Mário Silva preferiu não mexer logo ao intervalo, acreditando que as mudanças posicionais poderiam surtir efeito, e, já depois de um remate de fora da área de Darwin que passou muito perto, Lucas Piazon teve a primeira chance de golo para os vila-condenses no jogo, bem travada por Vlachodimos na “mancha” (54′). O Rio Ave mostrava uma ligeira melhoria na partida perante algum abrandamento na intensidade dos encarnados mas o conjunto de Jesus não dava grandes hipóteses para a criação de desequilíbrios. Nem as entradas de Pelé, Gelson Dala e Ronan foram suficientes para mudar essa evolução da partida, que voltou a ter Darwin a brilhar numa jogada individual pela esquerda que acabou em penálti de Aderllan Santos antes de ser anulado pelo VAR (68′).

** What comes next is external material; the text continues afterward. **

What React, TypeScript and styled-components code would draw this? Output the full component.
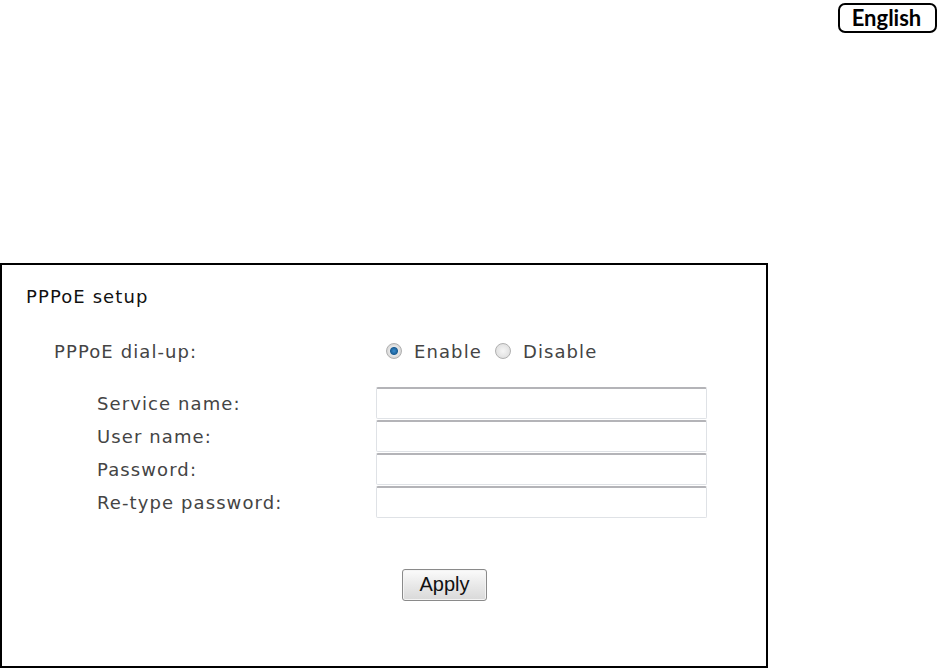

Com Gabriel a tomar conta do meio-campo como aconteceu ao longo do jogo, Weigl a dar outra capacidade a nível de recuperação no corredor central e Pizzi a conseguir outro tipo de posse de maior controlo, o Benfica quebrou de vez as intenções do Rio Ave em reentrar na partida, sendo que o golpe final apareceria a seis minutos do final com o médio brasileiro a ir à área aproveitar uma segunda bola para fuzilar Kieszek e fazer o 3-0 (84′). Em mais uma saída complicada no plano teórico, como tinha acontecido em Famalicão, o Benfica conseguiu ganhar de forma convincente e a marcar três ou mais golos, naquela que foi a exibição mais sólida no Campeonato por conciliar não só um ataque mortífero mas também uma defesa que praticamente não deu chances ao Rio Ave.